That's the contention of this editorial in the New York Times. Daniel Carlat, a professor at Tufts Medical School and the editor in chief of The Carlat Psychiatry Report, writes that physicians are being paid to bash trazodone, which went off-patent a while ago, in scientific journals, to generate more sales of Ambien, Lunesta, and Rozerem. While usage as a sleeping aid is off-label (it's approved as an antidepressant), he contends that "psychiatrists prescribe it off label to treat insomnia, because it works so well." From the editorial:
- each time a psychiatrist prescribes trazodone, a potential sale of Lunesta or Ambien is lost. No doubt that is why, in the past few years, several articles have been published in professional journals that can only be described as trazodone-bashing. With titles like "The Use of Trazodone as a Hypnotic: A Critical Review" (published in The Journal of Clinical Psychiatry), these articles purport to present balanced reviews of the scientific literature on sleeping pills.
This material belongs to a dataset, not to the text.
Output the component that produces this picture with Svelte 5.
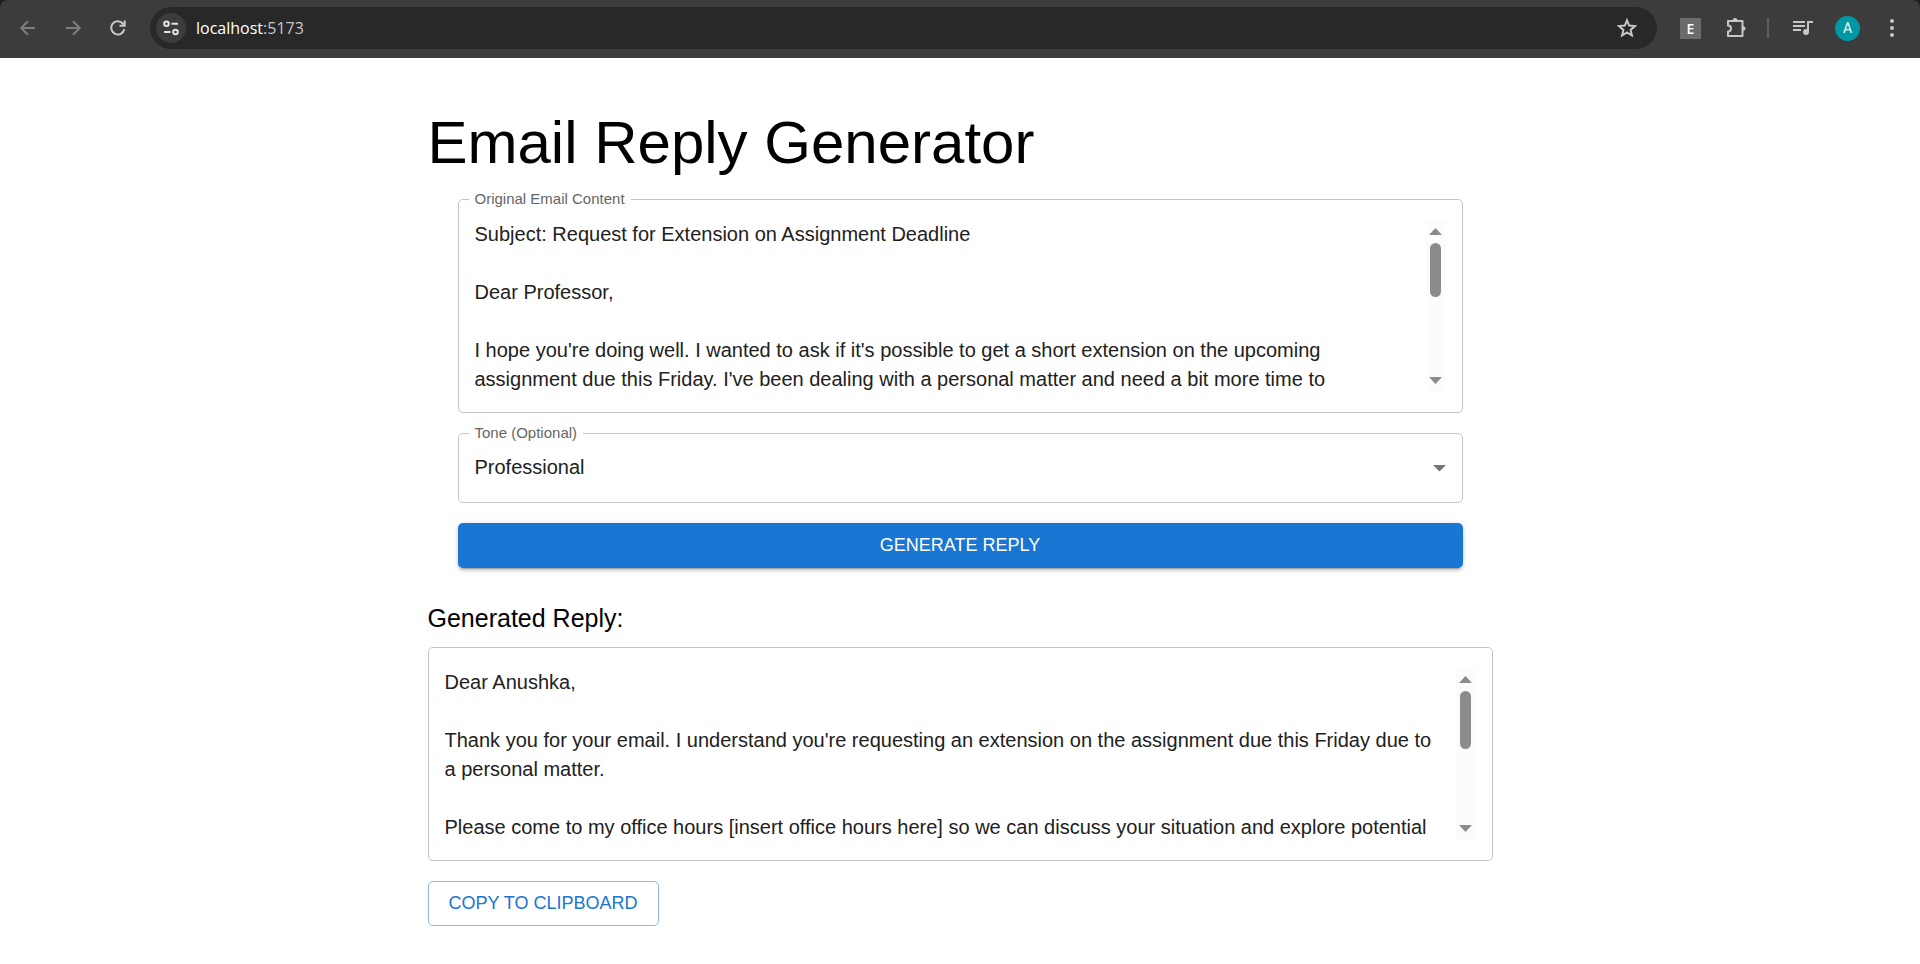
<script>
  let email = $state(
    [
      'Subject: Request for Extension on Assignment Deadline',
      '',
      'Dear Professor,',
      '',
      "I hope you're doing well. I wanted to ask if it's possible to get a short extension on the upcoming",
      "assignment due this Friday. I've been dealing with a personal matter and need a bit more time to"
    ].join('\n')
  );
  let tone = $state('Professional');
  const reply = [
    'Dear Anushka,',
    '',
    "Thank you for your email. I understand you're requesting an extension on the assignment due this Friday due to",
    'a personal matter.',
    '',
    'Please come to my office hours [insert office hours here] so we can discuss your situation and explore potential'
  ].join('\n');
</script>

{#snippet scrollbar(thumb)}
  <div class="scrollbar" aria-hidden="true">
    <svg width="13" height="7" viewBox="0 0 13 7"><path d="M0 7 6.5 0 13 7z" /></svg>
    <span class="thumb" style="height: {thumb}px"></span>
    <svg class="down" width="13" height="7" viewBox="0 0 13 7"><path d="M0 0 6.5 7 13 0z" /></svg>
  </div>
{/snippet}

<div class="frame">
  <header class="toolbar">
    <button class="icon dim" aria-label="Back">
      <svg width="16" height="16" viewBox="0 0 16 16"><path d="M15 8H1.5M8 1.2 1.2 8 8 14.8" /></svg>
    </button>
    <button class="icon dim" aria-label="Forward">
      <svg width="16" height="16" viewBox="0 0 16 16"><path d="M1 8h13.500M8 1.200 14.800 8 8 14.800" /></svg>
    </button>
    <button class="icon" aria-label="Reload">
      <svg width="16" height="16" viewBox="0 0 16 16"><path d="M14.300 9.300A6.600 6.600 0 1 1 12.800 3.500L14.600 5.400M14.700 .5v5.200H9.500" /></svg>
    </button>
    <div class="address">
      <button class="site" aria-label="Site information">
        <svg width="16" height="16" viewBox="0 0 16 16">
          <circle cx="3.500" cy="3.800" r="2.300" /><path d="M8.500 3.800H15M1 12h6.500" /><circle cx="12.500" cy="12" r="2.300" />
        </svg>
      </button>
      <span class="url">localhost<span>:5173</span></span>
      <button class="icon star" aria-label="Bookmark">
        <svg width="20" height="20" viewBox="0 0 20 20"><path d="M10 2.300 12.200 7.600 18 8.100 13.600 11.900 14.900 17.500 10 14.500 5.100 17.500 6.400 11.900 2 8.100 7.800 7.600z" /></svg>
      </button>
    </div>
    <div class="tools">
      <button class="ext" aria-label="Extension">E</button>
      <button class="icon" aria-label="Extensions">
        <svg width="22" height="22" viewBox="0 0 22 22">
          <path d="M3 4h14.500v15H3v-4.500a3 3 0 0 0 0-6z" stroke-linejoin="round" /><path class="solid" d="M7.500 3.500a2.500 2.500 0 0 1 5 0zM18 9a2.500 2.500 0 0 1 0 5z" />
        </svg>
      </button>
      <span class="divider"></span>
      <button class="icon" aria-label="Media controls">
        <svg width="20" height="16" viewBox="0 0 20 16"><path d="M0 2h12M0 6h12M0 10h8M15 12V2h5" /><circle class="solid" cx="13" cy="12" r="3" /></svg>
      </button>
      <button class="avatar" aria-label="Profile">A</button>
      <button class="icon" aria-label="Menu">
        <svg width="6" height="20" viewBox="0 0 6 20"><g class="solid"><circle cx="3" cy="3" r="2" /><circle cx="3" cy="10" r="2" /><circle cx="3" cy="17" r="2" /></g></svg>
      </button>
    </div>
  </header>
</div>

<main>
  <h1>Email Reply Generator</h1>
  <form onsubmit={(e) => e.preventDefault()}>
    <div class="field">
      <label for="email">Original Email Content</label>
      <textarea id="email" bind:value={email}></textarea>
      {@render scrollbar(54)}
    </div>
    <div class="field select">
      <label for="tone">Tone (Optional)</label>
      <select id="tone" bind:value={tone}>
        <option>None</option>
        <option>Professional</option>
        <option>Casual</option>
        <option>Friendly</option>
      </select>
      <svg class="caret" width="13" height="7" viewBox="0 0 13 7" aria-hidden="true"><path d="M0 0 6.500 6.500 13 0z" /></svg>
    </div>
    <button class="primary">Generate Reply</button>
  </form>
  <h2 id="reply-title">Generated Reply:</h2>
  <div class="field">
    <textarea aria-labelledby="reply-title" readonly value={reply}></textarea>
    {@render scrollbar(58)}
  </div>
  <button class="outlined" onclick={() => navigator.clipboard.writeText(reply)}>Copy to Clipboard</button>
</main>

<style>
  :global(body) {
    margin: 0;
    background: #fff;
  }
  :global(#app) {
    font-family: "Liberation Sans", Arial, sans-serif;
  }
  button,
  textarea,
  select {
    font-family: inherit;
    margin: 0;
  }
  button {
    cursor: pointer;
  }
  svg {
    display: block;
  }

  .frame {
    background: #1f1f1f;
  }
  .toolbar {
    box-sizing: border-box;
    height: 58px;
    display: flex;
    align-items: center;
    padding: 0 12px 2px 12px;
    background: #3c3c3c;
    border-radius: 8px 8px 0 0;
  }
  .icon {
    display: flex;
    align-items: center;
    justify-content: center;
    flex: none;
    width: 32px;
    height: 32px;
    margin-right: 13px;
    padding: 0;
    border: 0;
    background: none;
    color: #c7c7c7;
  }
  .dim {
    color: #7d7d7d;
  }
  .toolbar svg {
    fill: none;
    stroke: currentColor;
    stroke-width: 2;
  }
  .toolbar .solid {
    fill: currentColor;
    stroke: none;
  }
  .address {
    flex: 1;
    display: flex;
    align-items: center;
    box-sizing: border-box;
    height: 42px;
    margin-left: 3px;
    padding: 0 14px 0 6px;
    border-radius: 21px;
    background: #282828;
  }
  .site {
    display: flex;
    align-items: center;
    justify-content: center;
    width: 30px;
    height: 30px;
    padding: 0;
    border: 0;
    border-radius: 50%;
    background: #3c3c3c;
    color: #e3e3e3;
  }
  .url {
    flex: 1;
    margin-left: 10px;
    color: #fff;
    font: 16px/24px "Open Sans", sans-serif;
  }
  .url span {
    color: #c7c7c7;
  }
  .star {
    margin: 0;
  }
  .tools {
    display: flex;
    align-items: center;
    margin-left: 23px;
  }
  .tools .icon {
    margin: 0;
  }
  .ext {
    width: 21px;
    height: 21px;
    margin-right: 19px;
    padding: 0;
    border: 0;
    background: #6b6b6b;
    color: #fff;
    font: 600 14px/21px "Open Sans", sans-serif;
  }
  .divider {
    width: 2px;
    height: 20px;
    margin: 0 18px 0 15px;
    background: #5f5f5f;
  }
  .avatar {
    width: 25px;
    height: 25px;
    margin: 0 16px;
    padding: 0;
    border: 0;
    border-radius: 50%;
    background: #0097a7;
    color: #fff;
    font: 400 14px/25px Roboto, sans-serif;
  }

  main {
    box-sizing: border-box;
    max-width: 1125px;
    margin: 0 auto;
    padding: 50px 30px 38px;
  }
  h1 {
    margin: 0;
    font-size: 60px;
    line-height: 70px;
    font-weight: 400;
    color: #000;
  }
  form {
    display: flex;
    flex-direction: column;
    gap: 20px;
    padding: 21px 30px 0;
  }
  .field {
    position: relative;
    display: flex;
    padding: 20px 17px 20px 16px;
    border: 1px solid #c4c4c4;
    border-radius: 5px;
  }
  label {
    position: absolute;
    top: -10px;
    left: 10px;
    padding: 0 6px;
    background: #fff;
    color: #666;
    font-size: 15px;
    line-height: 18px;
  }
  textarea {
    flex: 1;
    min-width: 0;
    height: 172px;
    padding: 0;
    border: 0;
    outline: 0;
    resize: none;
    overflow: auto;
    scrollbar-width: none;
    background: none;
    color: #212121;
    font-size: 20px;
    line-height: 29px;
  }
  .scrollbar {
    display: flex;
    flex-direction: column;
    align-items: center;
    box-sizing: border-box;
    width: 19px;
    padding: 8px 0;
    background: #fcfcfc;
  }
  .scrollbar svg {
    fill: #8b8b8b;
  }
  .scrollbar .down {
    margin-top: auto;
  }
  .thumb {
    width: 11px;
    margin-top: 8px;
    border-radius: 6px;
    background: #8b8b8b;
  }
  .select {
    padding: 0;
  }
  select {
    flex: 1;
    height: 68px;
    padding: 0 40px 2px 16px;
    border: 0;
    outline: 0;
    appearance: none;
    background: none;
    color: #212121;
    font-size: 20px;
  }
  .caret {
    position: absolute;
    top: 31px;
    right: 16px;
    fill: #757575;
    pointer-events: none;
  }
  .primary,
  .outlined {
    box-sizing: border-box;
    height: 45px;
    border-radius: 5px;
    font-size: 18px;
    text-transform: uppercase;
  }
  .primary {
    border: 0;
    background: #1976d2;
    color: #fff;
    box-shadow: 0 4px 1px -3px rgba(0, 0, 0, 0.2), 0 3px 3px 0 rgba(0, 0, 0, 0.14), 0 1px 6px 0 rgba(0, 0, 0, 0.12);
  }
  h2 {
    margin: 30px 0 9px;
    font-size: 25px;
    line-height: 40px;
    font-weight: 400;
    color: #000;
  }
  .outlined {
    margin-top: 20px;
    padding: 0 20px;
    border: 1px solid #8cbae8;
    background: #fff;
    color: #1976d2;
  }
</style>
But the authors, psychiatrists with university affiliations, have been paid by Sepracor, Sanofi-Aventis or Takeda, the companies that stand to gain from trazodone's downfall.
A disclosure statement at the top of one such paper, "A Review of the Evidence for the Efficacy and Safety of Trazodone in Insomnia," also in The Journal of Clinical Psychiatry, states that Sepracor "assisted in the preparation" of the article, and paid the author a fee for "the services he provided in support of the development" of the manuscript.